LOS ANGELES – A Mexican Mafia associate who ordered murders and assaults in Orange County’s jail system on the prison gang’s behalf was sentenced today to 210 months in federal prison for his racketeering conspiracy conviction.
Ramon Alvarez, 45, of Santa Ana, was sentenced by United States District Judge R. Gary Klausner. Alvarez pleaded guilty in June 2017 to one count of conspiracy to violate the Racketeer Influenced and Corrupt Organizations (RICO) Act.
Alvarez admitted in his plea agreement that, from October 2008 until September 2013, he agreed to assist the Mexican Mafia while he was a jail inmate. Alvarez was given the power to place fellow inmates on “hard candy” or “green light” lists, which marked other inmates for murder or assault within the Orange County jail system.
In December 2011, Alvarez authorized a co-conspirator to stab and kill a jail inmate, according to court documents. In October 2012, Alvarez identified a jail inmate victim who was cooperating with law enforcement in another inmate’s murder trial, and other Mexican Mafia associates later assaulted that inmate at the Theo Lacy Facility in Orange.

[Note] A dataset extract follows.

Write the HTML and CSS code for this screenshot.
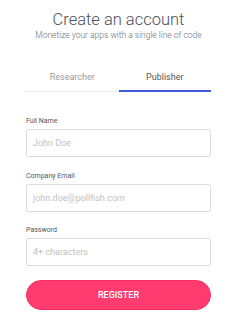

The prison gang’s Orange County faction was headed by Peter Ojeda, a longtime Mexican Mafia member who controlled Latino street gangs in Orange County for at least three decades. Ojeda was found guilty in 2016 of racketeering offenses and was sentenced to 15 years in federal prison, where he died in 2018 at the age of 76.
Ojeda was involved in the operation and management of the Mexican Mafia’s activities in Orange County, which included orchestrating murder schemes, extortion and narcotics trafficking. Ojeda ordered Latino street gangs in Orange County to pay “taxes” that consisted of a portion of the proceeds the gangs earned from various criminal activities, including drug trafficking. In return, gang members were permitted to exert influence over their neighborhoods and territories and seek protection or assistance from the Mexican Mafia.
Alvarez was one of 25 defendants named in a RICO indictment brought as part of Operation “Smokin’ Aces,” which was a multi-agency operation that targeted the Orange County wing of the Mexican Mafia and led to charges against more than 80 defendants in federal court. In total, prosecutors have secured 76 convictions in these cases.
The investigation was jointly conducted by special agents of the Santa Ana Gang Task Force, which consisted of agents and officers with the FBI; IRS Criminal Investigation; the Santa Ana Police Department; the Orange County Sheriff’s Department; the Bureau of Alcohol, Tobacco, Firearms and Explosives; and the California Department of Corrections and Rehabilitation-Special Service Unit.
These cases were prosecuted by Assistant United States Attorney Daniel H. Ahn of the Santa Ana Branch Office.